Through the launch of the Sputnik 1 satellite on Oct. 4, 1957, mankind reached into the cosmos with a hand gloved in steel and seized the stars with an ironclad grip that has hitherto endured. The satellite, designed by the Soviet Union, commenced humanity’s first dance with the aether.
No more than a year later, the political theorist Hannah Arendt delivered a warning regarding mankind’s intrigue with technology in her seminal book, “The Human Condition.”
“[We], who are earth-bound creatures and have begun to act as though we were dwellers of the universe, will forever be unable to understand, that is, to think and speak about the things which nevertheless we are able to do,” Arendt wrote.
Humanity’s lust for scientific knowledge seems to outpace its understanding of it. That was during an era of space exploration and nuclear armament. Now, we live in a world of decentralized currency and artificial intelligence (AI).
Arendt’s fears of a human race surpassed by its technology have since been eclipsed by her contributions to the field of political science. I aim to repurpose and revitalize those fears in the modern context of humanity’s relationship with the environment. While Arendt’s concerns were perhaps more direct — the threat of unmanaged science in the nuclear age — the concerns of our present rest (or at least ought to rest) in the silent annihilation of our planet by technology.
Environmental harm is the ugly truth that lies below the surface of our new technological achievements. This has been a constant theme in the history of our species, but, contemporaneously, it is most salient in blockchain technology and generative artificial intelligence.
According to researchers from the MIT Center for Energy and Environmental Policy Research (CEEPR), the annual electricity consumption of Bitcoin technology alone is 48.2 terawatts per hour, producing carbon dioxide emissions between 21.5 and 53.6 metric tons of CO2. For reference, this amount of carbon emissions “sits between the levels produced by the nations of Bolivia and Portugal,” according to CEEPR.

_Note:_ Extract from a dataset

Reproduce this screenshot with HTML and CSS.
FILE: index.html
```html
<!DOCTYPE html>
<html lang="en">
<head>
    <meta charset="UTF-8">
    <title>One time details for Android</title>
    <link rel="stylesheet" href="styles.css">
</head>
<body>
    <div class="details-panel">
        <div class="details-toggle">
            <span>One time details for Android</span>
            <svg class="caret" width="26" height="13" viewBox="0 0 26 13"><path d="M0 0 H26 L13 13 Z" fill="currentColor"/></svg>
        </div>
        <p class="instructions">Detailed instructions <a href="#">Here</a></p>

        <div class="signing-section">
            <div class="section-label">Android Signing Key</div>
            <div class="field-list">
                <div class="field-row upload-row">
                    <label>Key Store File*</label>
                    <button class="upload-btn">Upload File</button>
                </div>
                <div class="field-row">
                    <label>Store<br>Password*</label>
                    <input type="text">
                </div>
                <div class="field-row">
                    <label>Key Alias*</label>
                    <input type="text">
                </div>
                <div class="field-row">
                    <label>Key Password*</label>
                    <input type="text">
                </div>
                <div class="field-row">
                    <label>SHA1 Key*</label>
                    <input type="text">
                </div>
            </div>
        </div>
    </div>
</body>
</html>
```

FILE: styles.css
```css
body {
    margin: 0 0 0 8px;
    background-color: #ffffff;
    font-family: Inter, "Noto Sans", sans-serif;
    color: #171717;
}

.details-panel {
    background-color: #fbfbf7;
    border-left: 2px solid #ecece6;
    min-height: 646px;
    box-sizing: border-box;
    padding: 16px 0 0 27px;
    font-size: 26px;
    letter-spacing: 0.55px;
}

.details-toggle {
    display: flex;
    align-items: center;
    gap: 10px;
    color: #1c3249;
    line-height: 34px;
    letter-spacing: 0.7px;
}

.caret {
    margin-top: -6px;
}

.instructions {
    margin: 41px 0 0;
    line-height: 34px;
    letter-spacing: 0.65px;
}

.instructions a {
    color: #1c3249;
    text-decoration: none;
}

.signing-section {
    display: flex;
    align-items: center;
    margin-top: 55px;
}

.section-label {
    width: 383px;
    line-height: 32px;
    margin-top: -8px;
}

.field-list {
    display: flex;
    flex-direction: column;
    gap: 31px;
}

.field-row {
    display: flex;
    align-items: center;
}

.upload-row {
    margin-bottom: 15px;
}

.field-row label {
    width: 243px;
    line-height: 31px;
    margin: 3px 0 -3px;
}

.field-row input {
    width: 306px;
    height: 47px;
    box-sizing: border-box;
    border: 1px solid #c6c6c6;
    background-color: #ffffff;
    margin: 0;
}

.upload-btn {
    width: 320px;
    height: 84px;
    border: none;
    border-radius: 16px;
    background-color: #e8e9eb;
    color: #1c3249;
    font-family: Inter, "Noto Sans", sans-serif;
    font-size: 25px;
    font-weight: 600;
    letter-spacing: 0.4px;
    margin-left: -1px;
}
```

Research from the University of California, Riverside, states that the training process for artificial intelligence models like GPT-3 “can directly evaporate 700,000 liters of clean freshwater.” They predict that by 2027, AI models may globally account for between 4.2 to 6.6 billion cubic meters of water withdrawal.
These are a few figures which provide background to the environmental threat of new technology. But my point is less so with analyzing the facts and more with analyzing our treatment of those facts as a society. In the century of cutting-edge technology and ever-improving machines, we treat environmental harm as a necessary sacrifice for our mechanical achievements. We acknowledge the damage we do, but only idly — for our quest for a more technologically advanced society must be the perennial priority. There are costs along the way — to our environment and the communities directly affected by climate change, but we brush these off as marginal and ephemeral. Because what higher goal is there than technological progress? We seem unable to conceive of one.
In her book, Arendt imagined a future in which humans are genetically engineered, mechanically augmented and evolve to live far beyond one hundred years of age. She called this creation “the future man.”
“This future man, whom the scientists tell us they will produce in no more than a hundred years, seems to be possessed by a rebellion against human existence as it has been given, a free gift from nowhere […] which he wishes to exchange, as it were, for something he has made himself,” Arendt writes.
This rebellion against nature cannot be sustained. In order for our progress to be environmentally viable, a reversal of our priorities is needed. We must not sacrifice our environment for the sake of progress, but progress for the sake of the environment. Nature must not be seen as a means but as an end.
Perhaps it is too early to say that we are that future species. Perhaps we are not yet in a rebellion with our existential being and have not yet opened some mechanical Pandora’s box before us. But, clearly, we show no signs of stopping our pursuit of a computational society. The horizon we race towards seems no closer than before. Thus, like the launching of Sputnik 1 into the sky, we plunge further into a titanium void, biting the costs we delegate to the Earth.